Contrairement à 2010 où le pouvoir d'alors n'avait pas accédé à la requête de l'opposition d'une révision de la liste électorale, aujourd'hui, c'est chose possible. Et au parlement, le gouvernement se prête régulièrement aux questions des députés de l'opposition. N'est-ce pas là un signe de vitalité de la démocratie béninoise ?

Il faut rappeler que le Conseil d'orientation et de surveillance de la Liste (Cos-Lépi) était composé de la société civile, de la mouvance et de l'opposition. Donc, toutes les composantes y étaient représentées. Les contextes ne sont pas les mêmes. L'Agence nationale d'identification des personnes (Anip), qui a aujourd'hui la charge d'extraire du registre national le fichier électoral, est une structure de l'administration sous tutelle du président de la République. 

Au Parlement, l'opposition s'illustre par son rejet mécanique de la loi de finances. Pourquoi une telle attitude quand on sait que tout budget est appelé à répondre aux attentes des populations, y compris les mandants des députés de l'opposition ?

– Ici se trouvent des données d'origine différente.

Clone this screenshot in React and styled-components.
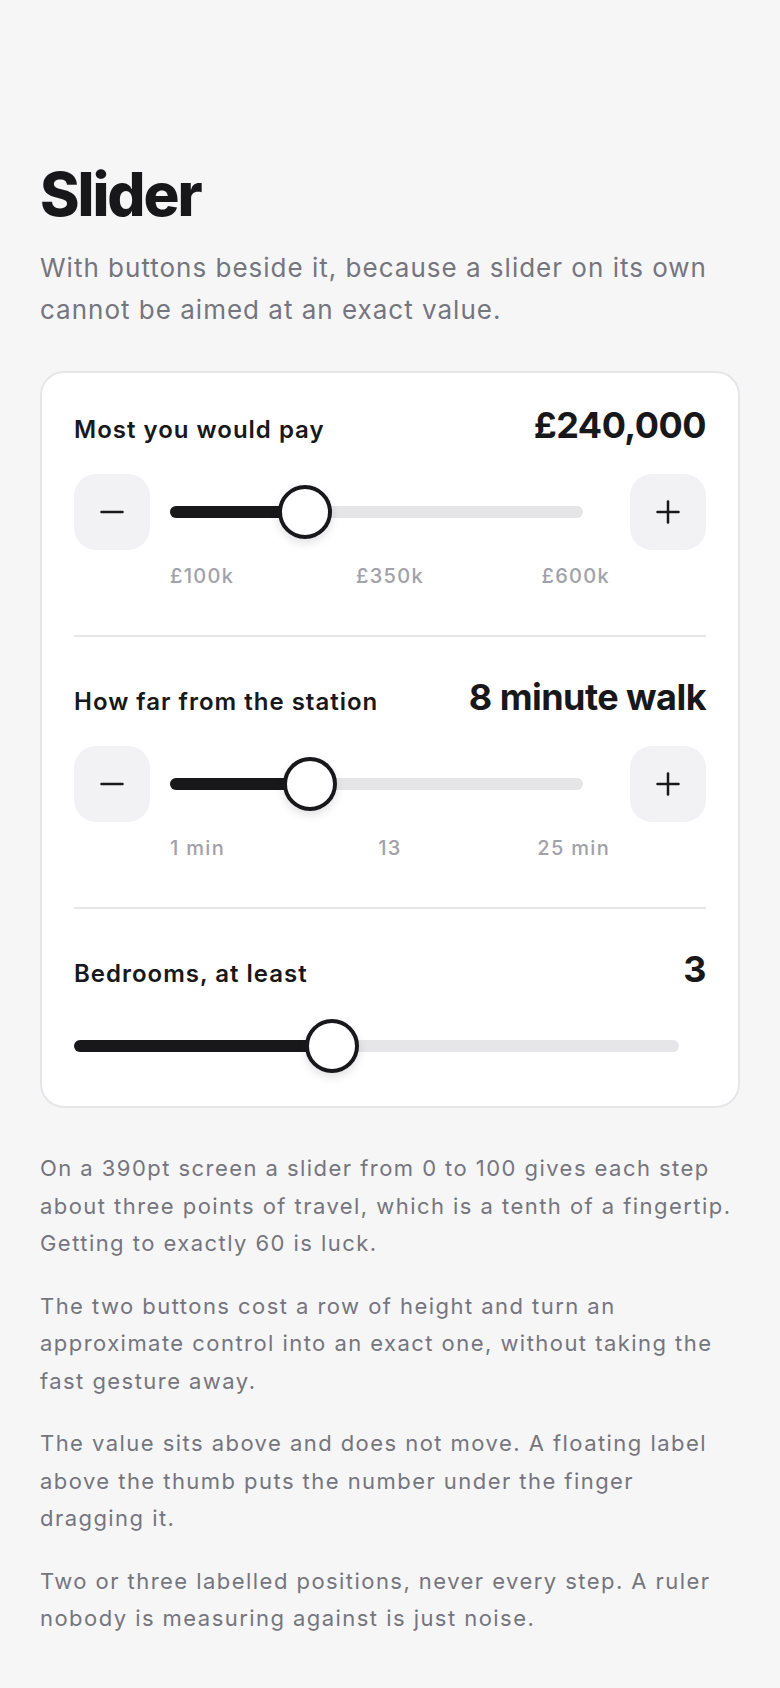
import React from "react";
import styled, { createGlobalStyle } from "styled-components";

const GlobalStyle = createGlobalStyle`
  html, body {
    margin: 0;
    padding: 0;
    background: #f6f6f7;
  }
  body {
    font-family: Inter, "Noto Sans", sans-serif;
    color: #18181b;
    -webkit-font-smoothing: antialiased;
  }
  * {
    box-sizing: border-box;
  }
`;

const Page = styled.main`
  padding: 161px 40px 50px;
`;

const Title = styled.h1`
  margin: 0;
  font-size: 60px;
  line-height: 66px;
  font-weight: 800;
  letter-spacing: -0.035em;
  color: #18181b;
`;

const Lead = styled.p`
  margin: 20px 0 0;
  font-size: 26px;
  line-height: 42px;
  letter-spacing: 1px;
  color: #75757e;
`;

const Card = styled.section`
  margin-top: 40px;
  background: #fff;
  border: 2px solid #e6e6e9;
  border-radius: 24px;
  padding: 32px;
`;

const Group = styled.div`
  padding: 40px 0 47px;
  border-bottom: 2px solid #e6e6e9;
  &:first-child {
    padding-top: 0;
  }
  &:last-child {
    padding-bottom: 0;
    border-bottom: none;
  }
`;

const Head = styled.div`
  display: flex;
  justify-content: space-between;
  align-items: baseline;
  height: 40px;
`;

const Label = styled.span`
  font-size: 24px;
  font-weight: 600;
  letter-spacing: 1px;
  color: #18181b;
`;

const Value = styled.span`
  font-size: 36px;
  line-height: 40px;
  font-weight: 700;
  letter-spacing: -0.015em;
  color: #18181b;
`;

const Controls = styled.div`
  display: flex;
  align-items: center;
  gap: 20px;
  margin-top: 29px;
`;

const StepButton = styled.button`
  flex: none;
  width: 76px;
  height: 76px;
  border: none;
  border-radius: 22px;
  background: #f2f2f4;
  color: #18181b;
  display: flex;
  align-items: center;
  justify-content: center;
  padding: 0;
  cursor: pointer;
`;

const SliderArea = styled.div`
  position: relative;
  flex: 1;
  height: ${props => (props.$tall ? "76px" : "56px")};
  display: flex;
  align-items: center;
`;

const Track = styled.div`
  flex: 1;
  height: 12px;
  margin-right: 27px;
  border-radius: 6px;
  background: #e6e6e9;
`;

const Fill = styled.div`
  position: absolute;
  left: 0;
  top: 50%;
  height: 12px;
  margin-top: -6px;
  border-radius: 6px;
  background: #18181b;
`;

const Thumb = styled.div`
  position: absolute;
  top: 50%;
  width: 54px;
  height: 54px;
  margin: -27px 0 0 -27px;
  border-radius: 50%;
  border: 4px solid #18181b;
  background: #fff;
  box-shadow: 0 4px 10px rgba(0, 0, 0, 0.12);
`;

const Ticks = styled.div`
  display: grid;
  grid-template-columns: 1fr 1fr 1fr;
  margin: 14px 96px 0;
  font-size: 20px;
  line-height: 24px;
  font-weight: 500;
  letter-spacing: 1.3px;
  color: #a1a1aa;
  span:nth-child(2) {
    text-align: center;
  }
  span:nth-child(3) {
    text-align: right;
  }
`;

const Notes = styled.div`
  margin-top: 42px;
  display: flex;
  flex-direction: column;
  gap: 25px;
`;

const Note = styled.p`
  margin: 0;
  font-size: 22px;
  line-height: 37.5px;
  letter-spacing: 1.45px;
  color: #75757e;
`;

const Sign = ({ plus }) => (
  <svg width="24" height="24" viewBox="0 0 24 24" fill="none" stroke="currentColor" strokeWidth="2.5" strokeLinecap="round">
    <line x1="1.5" y1="12" x2="22.5" y2="12" />
    {plus && <line x1="12" y1="1.5" x2="12" y2="22.5" />}
  </svg>
);

const Slider = ({ min, max, value, tall }) => {
  const f = (value - min) / (max - min);
  const pos = `calc(27px + ${f} * (100% - 54px))`;
  return (
    <SliderArea $tall={tall}>
      <Track />
      <Fill style={{ width: pos }} />
      <Thumb style={{ left: pos }} />
    </SliderArea>
  );
};

const filters = [
  {
    label: "Most you would pay",
    value: "£240,000",
    min: 100,
    max: 600,
    current: 240,
    ticks: ["£100k", "£350k", "£600k"],
    buttons: true,
  },
  {
    label: "How far from the station",
    value: "8 minute walk",
    min: 1,
    max: 25,
    current: 8,
    ticks: ["1 min", "13", "25 min"],
    buttons: true,
  },
  {
    label: "Bedrooms, at least",
    value: "3",
    min: 1,
    max: 6,
    current: 3,
  },
];

export default function App() {
  return (
    <>
      <GlobalStyle />
      <Page>
        <Title>Slider</Title>
        <Lead>
          With buttons beside it, because a slider on its own cannot be aimed at
          an exact value.
        </Lead>
        <Card>
          {filters.map(item => (
            <Group key={item.label}>
              <Head>
                <Label>{item.label}</Label>
                <Value>{item.value}</Value>
              </Head>
              {item.buttons ? (
                <>
                  <Controls>
                    <StepButton aria-label="Less">
                      <Sign />
                    </StepButton>
                    <Slider min={item.min} max={item.max} value={item.current} tall />
                    <StepButton aria-label="More">
                      <Sign plus />
                    </StepButton>
                  </Controls>
                  <Ticks>
                    {item.ticks.map(t => (
                      <span key={t}>{t}</span>
                    ))}
                  </Ticks>
                </>
              ) : (
                <Controls>
                  <Slider min={item.min} max={item.max} value={item.current} />
                </Controls>
              )}
            </Group>
          ))}
        </Card>
        <Notes>
          <Note>
            On a 390pt screen a slider from 0 to 100 gives each step about three
            points of travel, which is a tenth of a fingertip. Getting to exactly
            60 is luck.
          </Note>
          <Note>
            The two buttons cost a row of height and turn an approximate control
            into an exact one, without taking the fast gesture away.
          </Note>
          <Note>
            The value sits above and does not move. A floating label above the
            thumb puts the number under the finger dragging it.
          </Note>
          <Note>
            Two or three labelled positions, never every step. A ruler nobody is
            measuring against is just noise.
          </Note>
        </Notes>
      </Page>
    </>
  );
}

Le rejet d'un budget est aussi prévu par la loi. L'essentiel, ce sont les arguments ayant conduit à ce rejet. Par exemple, à propos de la prise en charge des personnes dialysées dans le budget, seuls les agents de l'Etat peuvent en jouir...

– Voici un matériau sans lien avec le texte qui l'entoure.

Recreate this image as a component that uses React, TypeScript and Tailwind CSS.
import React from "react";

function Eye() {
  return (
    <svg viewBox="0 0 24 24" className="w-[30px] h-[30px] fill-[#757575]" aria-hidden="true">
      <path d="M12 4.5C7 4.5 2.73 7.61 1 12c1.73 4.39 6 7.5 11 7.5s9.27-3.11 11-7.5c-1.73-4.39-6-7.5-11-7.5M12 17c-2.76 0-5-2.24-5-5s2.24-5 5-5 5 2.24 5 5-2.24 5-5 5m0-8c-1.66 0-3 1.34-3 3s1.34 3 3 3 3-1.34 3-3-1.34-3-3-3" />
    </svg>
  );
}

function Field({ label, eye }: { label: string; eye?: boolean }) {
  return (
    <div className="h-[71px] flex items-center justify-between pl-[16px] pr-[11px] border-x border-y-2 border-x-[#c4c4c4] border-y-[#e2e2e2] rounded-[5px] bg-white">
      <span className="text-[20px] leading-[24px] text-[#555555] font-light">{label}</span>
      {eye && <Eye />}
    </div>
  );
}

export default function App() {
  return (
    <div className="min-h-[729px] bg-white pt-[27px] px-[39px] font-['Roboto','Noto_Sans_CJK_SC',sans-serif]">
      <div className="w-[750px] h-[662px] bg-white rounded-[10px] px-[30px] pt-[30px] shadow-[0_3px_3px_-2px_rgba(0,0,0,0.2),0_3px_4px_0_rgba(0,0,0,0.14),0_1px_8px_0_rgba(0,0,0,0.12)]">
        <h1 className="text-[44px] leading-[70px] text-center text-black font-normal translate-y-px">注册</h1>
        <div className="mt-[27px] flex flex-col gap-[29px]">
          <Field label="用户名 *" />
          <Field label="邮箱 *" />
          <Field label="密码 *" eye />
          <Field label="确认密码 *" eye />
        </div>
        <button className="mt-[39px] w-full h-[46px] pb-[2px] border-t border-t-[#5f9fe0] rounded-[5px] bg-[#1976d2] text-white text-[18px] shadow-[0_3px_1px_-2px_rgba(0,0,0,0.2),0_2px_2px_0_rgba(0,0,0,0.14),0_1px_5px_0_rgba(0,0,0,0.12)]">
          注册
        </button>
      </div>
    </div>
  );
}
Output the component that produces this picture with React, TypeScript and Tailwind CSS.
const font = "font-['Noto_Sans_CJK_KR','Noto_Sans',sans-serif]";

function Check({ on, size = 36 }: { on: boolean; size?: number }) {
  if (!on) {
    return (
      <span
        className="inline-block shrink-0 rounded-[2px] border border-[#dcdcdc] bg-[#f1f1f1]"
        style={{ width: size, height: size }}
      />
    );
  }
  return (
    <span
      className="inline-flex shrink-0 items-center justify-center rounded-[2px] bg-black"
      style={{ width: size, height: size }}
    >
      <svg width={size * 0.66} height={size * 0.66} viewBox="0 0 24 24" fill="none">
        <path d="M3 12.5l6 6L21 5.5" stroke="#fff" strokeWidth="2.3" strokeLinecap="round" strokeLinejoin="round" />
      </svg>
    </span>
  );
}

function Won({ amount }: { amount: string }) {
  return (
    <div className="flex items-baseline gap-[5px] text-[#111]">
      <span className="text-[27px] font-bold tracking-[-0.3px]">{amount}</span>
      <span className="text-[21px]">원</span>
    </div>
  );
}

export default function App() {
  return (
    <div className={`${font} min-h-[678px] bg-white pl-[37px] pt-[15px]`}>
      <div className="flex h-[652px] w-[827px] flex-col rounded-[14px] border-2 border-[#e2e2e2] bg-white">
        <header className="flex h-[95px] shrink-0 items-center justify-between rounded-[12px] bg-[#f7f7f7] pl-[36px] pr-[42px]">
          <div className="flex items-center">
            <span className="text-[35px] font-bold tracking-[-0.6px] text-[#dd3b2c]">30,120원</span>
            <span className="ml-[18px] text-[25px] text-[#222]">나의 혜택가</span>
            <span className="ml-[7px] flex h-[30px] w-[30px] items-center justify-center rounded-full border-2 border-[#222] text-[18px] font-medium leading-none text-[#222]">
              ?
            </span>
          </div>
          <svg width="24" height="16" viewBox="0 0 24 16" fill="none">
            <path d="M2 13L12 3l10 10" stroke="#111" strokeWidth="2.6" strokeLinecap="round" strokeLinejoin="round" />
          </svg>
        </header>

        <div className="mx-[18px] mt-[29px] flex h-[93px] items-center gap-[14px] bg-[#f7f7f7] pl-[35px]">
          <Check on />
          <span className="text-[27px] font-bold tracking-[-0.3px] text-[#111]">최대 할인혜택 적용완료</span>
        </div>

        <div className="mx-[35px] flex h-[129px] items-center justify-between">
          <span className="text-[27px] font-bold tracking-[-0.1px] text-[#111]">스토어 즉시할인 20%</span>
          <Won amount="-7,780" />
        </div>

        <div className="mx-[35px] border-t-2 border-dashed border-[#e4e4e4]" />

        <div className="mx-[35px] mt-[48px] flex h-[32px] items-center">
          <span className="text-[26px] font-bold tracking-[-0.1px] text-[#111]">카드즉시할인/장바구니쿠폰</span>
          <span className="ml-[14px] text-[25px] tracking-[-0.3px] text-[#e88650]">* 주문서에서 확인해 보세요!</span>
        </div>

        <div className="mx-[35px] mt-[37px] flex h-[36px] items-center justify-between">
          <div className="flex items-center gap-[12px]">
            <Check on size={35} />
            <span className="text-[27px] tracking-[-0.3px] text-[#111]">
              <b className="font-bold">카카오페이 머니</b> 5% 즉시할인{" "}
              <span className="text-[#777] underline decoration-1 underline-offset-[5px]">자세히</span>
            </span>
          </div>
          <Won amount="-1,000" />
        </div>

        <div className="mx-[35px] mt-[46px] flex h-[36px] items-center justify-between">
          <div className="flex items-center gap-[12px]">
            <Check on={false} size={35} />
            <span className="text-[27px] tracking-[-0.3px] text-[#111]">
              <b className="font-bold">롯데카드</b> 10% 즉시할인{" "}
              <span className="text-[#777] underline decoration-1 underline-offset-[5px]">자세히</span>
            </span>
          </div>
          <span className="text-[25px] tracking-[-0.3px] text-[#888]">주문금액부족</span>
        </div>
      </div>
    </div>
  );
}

Au-delà des postures politiques, n'y a-t-il aucun aspect de la gouvernance du président Patrice Talon depuis 2016 qui trouve grâce à vos yeux ?

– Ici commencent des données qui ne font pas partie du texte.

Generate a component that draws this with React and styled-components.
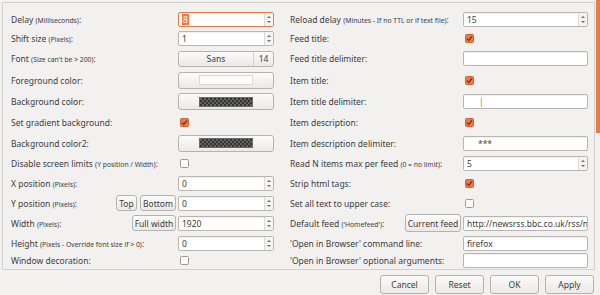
import React from "react";
import styled, { createGlobalStyle } from "styled-components";

const Global = createGlobalStyle`
  html, body {
    margin: 0;
    padding: 0;
    background: #f2f1f0;
  }
`;

const Window = styled.div`
  width: 600px;
  height: 295px;
  overflow: hidden;
  background: #f2f1f0;
  color: #3c3c3c;
  font-family: "Noto Sans", "DejaVu Sans", sans-serif;
  font-size: 8.5px;
  display: flex;
  flex-direction: column;
`;

const Body = styled.div`
  display: flex;
  align-items: flex-start;
`;

const Frame = styled.div`
  margin: 2px 0 0 2px;
  width: 593px;
  height: 268px;
  box-sizing: border-box;
  border: 1px solid #d3cfca;
  padding: 6px 6px 0 8px;
  display: grid;
  grid-auto-flow: column;
  grid-template-columns: 263px 298px;
  grid-template-rows: 20px 19px 21px 22px 21px 21px 20px 21px 19px 20px 20px 20px 15px;
  column-gap: 16px;
`;

const ScrollTrack = styled.div`
  width: 4px;
  margin-left: 1px;
`;

const Thumb = styled.div`
  height: 133px;
  background: #f07746;
`;

const RowBox = styled.div`
  display: flex;
  align-items: center;
  min-width: 0;
`;

const Label = styled.div`
  flex: 1;
  white-space: nowrap;
  overflow: hidden;
`;

const Note = styled.span`
  font-size: 6.8px;
`;

const Extras = styled.div`
  display: flex;
  gap: 3px;
  margin-right: 2px;
`;

const Slot = styled.div`
  width: ${(p) => (p.$side === "r" ? 125 : 96)}px;
  display: flex;
  align-items: center;
`;

const Entry = styled.div`
  box-sizing: border-box;
  flex: 1;
  min-width: 0;
  height: 15px;
  background: #fff;
  border: 1px solid ${(p) => (p.$focus ? "#e47a44" : "#bab5af")};
  border-radius: 2px;
  box-shadow: inset 0 1px 1px rgba(0, 0, 0, 0.06);
  display: flex;
  align-items: center;
  overflow: hidden;
  white-space: nowrap;
`;

const EntryText = styled.div`
  flex: 1;
  min-width: 0;
  padding-left: 3px;
  overflow: hidden;
`;

const Selected = styled.span`
  background: #f07746;
  color: #fff;
  padding: 0 1px;
`;

const Delim = styled.span`
  margin-left: ${(p) => p.$indent}px;
  color: ${(p) => p.$color || "#3c3c3c"};
`;

const Arrows = styled.div`
  width: 8px;
  align-self: stretch;
  border-left: 1px solid #dcd8d3;
  background: #f5f4f3;
  display: flex;
  flex-direction: column;
  align-items: center;
  justify-content: center;
  gap: 3px;
`;

const Tri = styled.span`
  width: 0;
  height: 0;
  border-left: 2px solid transparent;
  border-right: 2px solid transparent;
  ${(p) => (p.$down ? "border-top" : "border-bottom")}: 2px solid #6f6b67;
`;

const PushButton = styled.div`
  box-sizing: border-box;
  width: ${(p) => (p.$w ? `${p.$w}px` : "100%")};
  height: ${(p) => p.$h || 16}px;
  border: 1px solid #b7b2ac;
  border-radius: 3px;
  background: linear-gradient(#fbfbfa, #ebe9e6);
  display: flex;
  align-items: center;
  justify-content: center;
  white-space: nowrap;
`;

const FontName = styled.div`
  flex: 1;
  text-align: center;
`;

const FontSize = styled.div`
  width: 19px;
  align-self: stretch;
  border-left: 1px solid #d6d2cd;
  display: flex;
  align-items: center;
  justify-content: center;
`;

const Swatch = styled.div`
  width: 54px;
  height: 10px;
  box-sizing: border-box;
  border: 1px solid ${(p) => (p.$checker ? "#6a6a6a" : "#dcd8d3")};
  background: ${(p) =>
    p.$checker
      ? "repeating-conic-gradient(#353535 0 25%, #626262 0 50%) 0 0 / 4px 4px"
      : "#fff"};
`;

const Check = styled.div`
  box-sizing: border-box;
  width: 9px;
  height: 9px;
  margin-left: 2px;
  border-radius: 1.5px;
  border: 1px solid ${(p) => (p.$on ? "#d0622f" : "#9e9993")};
  background: ${(p) => (p.$on ? "#f07746" : "#fff")};
  display: flex;
  align-items: center;
  justify-content: center;
`;

const Footer = styled.div`
  display: flex;
  justify-content: flex-end;
  gap: 6px;
  padding: 5px 6px 0 0;
`;

function Row({ label, note, side = "l", extras, children }) {
  return (
    <RowBox>
      <Label>
        {label}
        {note && (
          <>
            {" "}
            <Note>({note})</Note>
          </>
        )}
        :
      </Label>
      {extras && <Extras>{extras}</Extras>}
      <Slot $side={side}>{children}</Slot>
    </RowBox>
  );
}

function Spin({ children, focus }) {
  return (
    <Entry $focus={focus}>
      <EntryText>{children}</EntryText>
      <Arrows>
        <Tri />
        <Tri $down />
      </Arrows>
    </Entry>
  );
}

function Text({ children }) {
  return (
    <Entry>
      <EntryText>{children}</EntryText>
    </Entry>
  );
}

function Box({ on }) {
  return (
    <Check $on={on}>
      {on && (
        <svg width="7" height="7" viewBox="0 0 7 7">
          <path d="M1 3.6 L2.9 5.4 L6 1.4" fill="none" stroke="#5e3520" strokeWidth="1.2" />
        </svg>
      )}
    </Check>
  );
}

export default function App() {
  return (
    <Window>
      <Global />
      <Body>
        <Frame>
          <Row label="Delay" note="Milliseconds">
            <Spin focus>
              <Selected>8</Selected>
            </Spin>
          </Row>
          <Row label="Shift size" note="Pixels">
            <Spin>1</Spin>
          </Row>
          <Row label="Font" note="Size can't be > 200">
            <PushButton>
              <FontName>Sans</FontName>
              <FontSize>14</FontSize>
            </PushButton>
          </Row>
          <Row label="Foreground color">
            <PushButton $h={17}>
              <Swatch />
            </PushButton>
          </Row>
          <Row label="Background color">
            <PushButton $h={17}>
              <Swatch $checker />
            </PushButton>
          </Row>
          <Row label="Set gradient background">
            <Box on />
          </Row>
          <Row label="Background color2">
            <PushButton $h={17}>
              <Swatch $checker />
            </PushButton>
          </Row>
          <Row label="Disable screen limits" note="Y position / Width">
            <Box />
          </Row>
          <Row label="X position" note="Pixels">
            <Spin>0</Spin>
          </Row>
          <Row
            label="Y position"
            note="Pixels"
            extras={
              <>
                <PushButton $w={21}>Top</PushButton>
                <PushButton $w={36}>Bottom</PushButton>
              </>
            }
          >
            <Spin>0</Spin>
          </Row>
          <Row label="Width" note="Pixels" extras={<PushButton $w={44}>Full width</PushButton>}>
            <Spin>1920</Spin>
          </Row>
          <Row label="Height" note="Pixels - Override font size if > 0">
            <Spin>0</Spin>
          </Row>
          <Row label="Window decoration">
            <Box />
          </Row>

          <Row side="r" label="Reload delay" note="Minutes - If no TTL or if text file">
            <Spin>15</Spin>
          </Row>
          <Row side="r" label="Feed title">
            <Box on />
          </Row>
          <Row side="r" label="Feed title delimiter">
            <Text />
          </Row>
          <Row side="r" label="Item title">
            <Box on />
          </Row>
          <Row side="r" label="Item title delimiter">
            <Text>
              <Delim $indent={12} $color="#c8642c">|</Delim>
            </Text>
          </Row>
          <Row side="r" label="Item description">
            <Box on />
          </Row>
          <Row side="r" label="Item description delimiter">
            <Text>
              <Delim $indent={11}>***</Delim>
            </Text>
          </Row>
          <Row side="r" label="Read N items max per feed" note="0 = no limit">
            <Spin>5</Spin>
          </Row>
          <Row side="r" label="Strip html tags">
            <Box on />
          </Row>
          <Row side="r" label="Set all text to upper case">
            <Box />
          </Row>
          <Row
            side="r"
            label="Default feed"
            note="'Homefeed'"
            extras={<PushButton $w={56} $h={18}>Current feed</PushButton>}
          >
            <Text>http://newsrss.bbc.co.uk/rss/n</Text>
          </Row>
          <Row side="r" label="'Open in Browser' command line">
            <Text>firefox</Text>
          </Row>
          <Row side="r" label="'Open in Browser' optional arguments">
            <Text />
          </Row>
        </Frame>
        <ScrollTrack>
          <Thumb />
        </ScrollTrack>
      </Body>
      <Footer>
        <PushButton $w={49} $h={19}>Cancel</PushButton>
        <PushButton $w={49} $h={19}>Reset</PushButton>
        <PushButton $w={49} $h={19}>OK</PushButton>
        <PushButton $w={49} $h={19}>Apply</PushButton>
      </Footer>
    </Window>
  );
}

Quand vous prenez les réformes intervenues dans le cadre de la digitalisation, la modernisation de l'administration, ce sont des choses à saluer. Quelques rues ont été réalisées et j'apprécie, mais d'autres gouvernements ont également réalisé ces infrastructures. De nouveaux marchés sont construits et nous espérons que les conditions d'entretien et d'accessibilité seront à la hauteur. Toute entreprise est entachée d'imperfections, et c'est de notre responsabilité d'en parler.